Friday, December 21, 2007

Dreaming of a startup...

Horatio Alger was a writer in 19th century America who made his name publishing rags to riches stories. His heroes, starting invariably poor, through hard work and determination achieve spectacular successes. Here's a representative title: "The Errand Boy; or, How Phil Brent Won Success".

Horatio Alger's spirit is alive and well in America today - how else can one explain that half of the population reliably votes to give more and more money to the rich, very rich, and the richest through the tax cuts, something that is absolutely unparallel to the developments in the rest of the industrialized world.

But nowhere it is more relevant than in the startup world of the Silicon Valley. Thousands of new graduates from the best software engineering schools all around the world stream into the Valley every year hoping to strike it rich by joining the right company.

Well, let's see what the real chances are, however.

A typical new grad joining a new startup can expect to get somewhere around 0.1% of equity in the new company on joining. If this does not sound like a lot, consider that a 100 person comany would be giving 10% of its equity to the employees - a very fair number, considering that there will be 2-3 founders and 3-4 rounds of financing in which VCs will get another 30-40% (or more) of the company.

So to make our new grad a millionaire (after taxes), a startup should become worth more than $2B. Looking at Google Finance, Software and Programming section, there are roughly 40 such companies. Most of them have been in business for at least 10 years (the average is probably closer to between 15 and 20).

Some companies get acquired before reaching the public stage, of course, but there are fewer than 5 of such high-profile acquisitions per year.

But does $1M really make you rich in Silicon Valley? Considering that a reasonable house there is $2-3M, that would make for a nice downpayment, assuming that the base salary can carry the rest of the $5000/month mortgage. But it certainly would not make you financially independent.

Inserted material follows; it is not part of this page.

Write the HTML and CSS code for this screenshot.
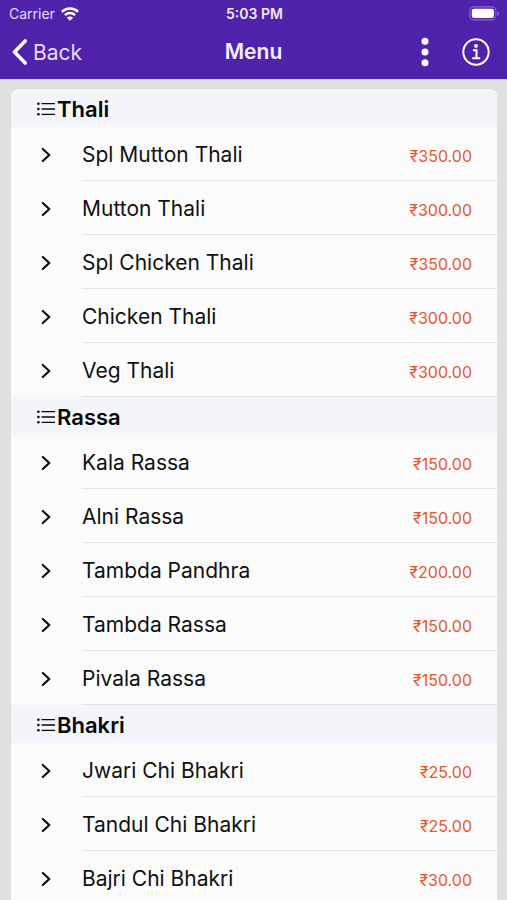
FILE: index.html
```html
<!DOCTYPE html>
<html lang="en">
<head>
<meta charset="utf-8">
<meta name="viewport" content="width=device-width, initial-scale=1">
<title>Menu</title>
<link rel="stylesheet" href="styles.css">
</head>
<body>
<svg class="sprite" aria-hidden="true">
  <symbol id="list" viewBox="0 0 18 14"><g fill="currentColor"><circle cx="1.4" cy="1.7" r="1.3"/><circle cx="1.4" cy="7" r="1.3"/><circle cx="1.4" cy="12.3" r="1.3"/></g><path d="M5 1.7h12.5M5 7h12.5M5 12.3h12.5" stroke="currentColor" stroke-width="1.3" stroke-linecap="round"/></symbol>
  <symbol id="chevron" viewBox="0 0 10 16"><path d="M1.8 2 8.300 8l-6.500 6" fill="none" stroke="currentColor" stroke-width="2.200" stroke-linecap="round" stroke-linejoin="round"/></symbol>
</svg>
<header class="top">
  <div class="status">
    <div class="carrier">Carrier
      <svg width="18" height="14" viewBox="0 0 18 14" fill="none" stroke="currentColor" stroke-width="2.500"><path d="M.9 4.900a11.500 11.500 0 0 1 16.200 0M3.900 8.200a7.300 7.300 0 0 1 10.200 0"/><path d="M9 13.800 5.900 10.700a4.400 4.400 0 0 1 6.200 0Z" fill="currentColor" stroke="none"/></svg>
    </div>
    <div class="time">5:03 PM</div>
    <svg class="battery" width="31" height="15" viewBox="0 0 31 15"><rect x=".9" y=".9" width="26" height="13" rx="4" fill="none" stroke="#8a6dcb" stroke-width="1.100"/><rect x="2.800" y="2.800" width="22.200" height="9.200" rx="2.200" fill="#fff"/><path d="M28.600 5.200c2 .8 2 3.700 0 4.500Z" fill="#8a6dcb"/></svg>
  </div>
  <nav class="bar">
    <button class="back" type="button"><svg width="16" height="26" viewBox="0 0 16 26"><path d="M13.200 2 2.500 13l10.700 11" fill="none" stroke="currentColor" stroke-width="3.600" stroke-linecap="round" stroke-linejoin="round"/></svg>Back</button>
    <h1>Menu</h1>
    <div class="actions">
      <button type="button" aria-label="More"><svg width="8" height="30" viewBox="0 0 8 30" fill="currentColor"><circle cx="4" cy="4.300" r="3.500"/><circle cx="4" cy="15" r="3.500"/><circle cx="4" cy="25.700" r="3.500"/></svg></button>
      <button type="button" aria-label="Information"><svg width="28" height="28" viewBox="0 0 28 28" fill="none" stroke="currentColor" stroke-width="2"><circle cx="14" cy="14" r="12.700"/><path d="M11 12.200h3.500v7.700M10.200 20.200h8"/><circle cx="14" cy="7.900" r="1.900" fill="currentColor" stroke="none"/></svg></button>
    </div>
  </nav>
</header>
<main class="card" id="menu"></main>
<script src="menu.js"></script>
</body>
</html>
```
FILE: styles.css
```css
* { box-sizing: border-box; }
html, body { height: 100%; }
body {
  margin: 0;
  display: flex;
  flex-direction: column;
  overflow: hidden;
  background: #e0e0e0;
  color: #111;
  font-family: Inter, "Liberation Sans", sans-serif;
}
h1, h2, ul { margin: 0; padding: 0; }
ul { list-style: none; }
button {
  display: flex;
  align-items: center;
  padding: 0;
  border: 0;
  background: none;
  color: inherit;
  font: inherit;
}
svg { display: block; flex: none; }
.sprite { position: absolute; width: 0; height: 0; }

.top {
  flex: none;
  background: #4e22aa;
  border-bottom: 1px solid #d8ccee;
  color: #fff;
}
.status, .bar {
  display: grid;
  grid-template-columns: 1fr auto 1fr;
  align-items: center;
}
.status { height: 27px; padding: 0 7px 0 9px; }
.carrier { display: flex; align-items: center; gap: 6px; font-size: 14px; color: #e6def5; }
.carrier svg { color: #fff; }
.time { font-size: 14px; font-weight: 600; color: #f0eafa; }
.battery { justify-self: end; }
.bar { height: 52px; padding: 0 17px 2px 12px; }
.back { gap: 5px; font-size: 21px; color: #e6def5; }
.back svg { color: #fff; }
.bar h1 { padding-left: 5px; font-size: 21px; font-weight: 600; line-height: 26px; color: #f4effc; }
.actions { display: flex; align-items: center; justify-content: flex-end; gap: 33px; }

.card {
  flex: 1;
  min-height: 0;
  margin: 9px 10px 0 11px;
  overflow: hidden;
  border-radius: 8px 8px 0 0;
  background: #fbfbfb;
}
.section-title {
  display: flex;
  align-items: center;
  gap: 2px;
  height: 38px;
  padding: 2px 0 0 26px;
  background: #f3f5fa;
  font-size: 22px;
  font-weight: 600;
  line-height: 36px;
  color: #080808;
}
.list-icon { width: 18px; height: 14px; }
.item { display: flex; height: 54px; padding-left: 30px; }
.chevron { width: 10px; height: 16px; margin: 20px 31px 0 0; }
.line {
  display: flex;
  flex: 1;
  align-items: center;
  justify-content: space-between;
  padding: 2px 25px 0 0;
  border-bottom: 1px solid #e4e4e5;
}
.name { font-size: 21px; }
.price { padding-top: 2px; font-size: 16px; color: #e4592b; }
```
FILE: menu.js
```js
const sections = [
  ["Thali", [["Spl Mutton Thali", 350], ["Mutton Thali", 300], ["Spl Chicken Thali", 350], ["Chicken Thali", 300], ["Veg Thali", 300]]],
  ["Rassa", [["Kala Rassa", 150], ["Alni Rassa", 150], ["Tambda Pandhra", 200], ["Tambda Rassa", 150], ["Pivala Rassa", 150]]],
  ["Bhakri", [["Jwari Chi Bhakri", 25], ["Tandul Chi Bhakri", 25], ["Bajri Chi Bhakri", 30]]]
];

const row = ([name, price]) => `
  <li class="item">
    <svg class="chevron" aria-hidden="true"><use href="#chevron"/></svg>
    <div class="line"><span class="name">${name}</span><span class="price">₹${price.toFixed(2)}</span></div>
  </li>`;

document.getElementById("menu").innerHTML = sections.map(([title, items]) => `
  <section>
    <h2 class="section-title"><svg class="list-icon" aria-hidden="true"><use href="#list"/></svg>${title}</h2>
    <ul>${items.map(row).join("")}</ul>
  </section>`).join("");
```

What would it take to be really well off there? I'd say that would be $5M minimum - this way one can buy a house for cash, and then have enough money left to invest (or maybe start your own startup). Unfortunately, $5M after tax for our new grad means $10B in startup capitalization.

At this point you can forget about acquisitions - there aren't any at this price. So back to the Google Finance page we go, and the results are not encouraging: 12 companies in software and programming section. Out of hundreds of new startup every year, hitting approximately 0.5 that ends up being a hit is about as likely as winning in a lottery.

Morale of the story: if you want to make money in a startup, be a founder.

More here:

2 comments:

Anonymous said...

But of course :-) Founder ! That is all the fun !

But there are much more in strat-up then just money:-)


Say, you need about 100k$ a year or so to survive , but how can you mesure satisfaction of making some thing cool all by yourself ? This is priceless :-)

Sergey Solyanik said...

Of course! And for everything else - there's Mastercard!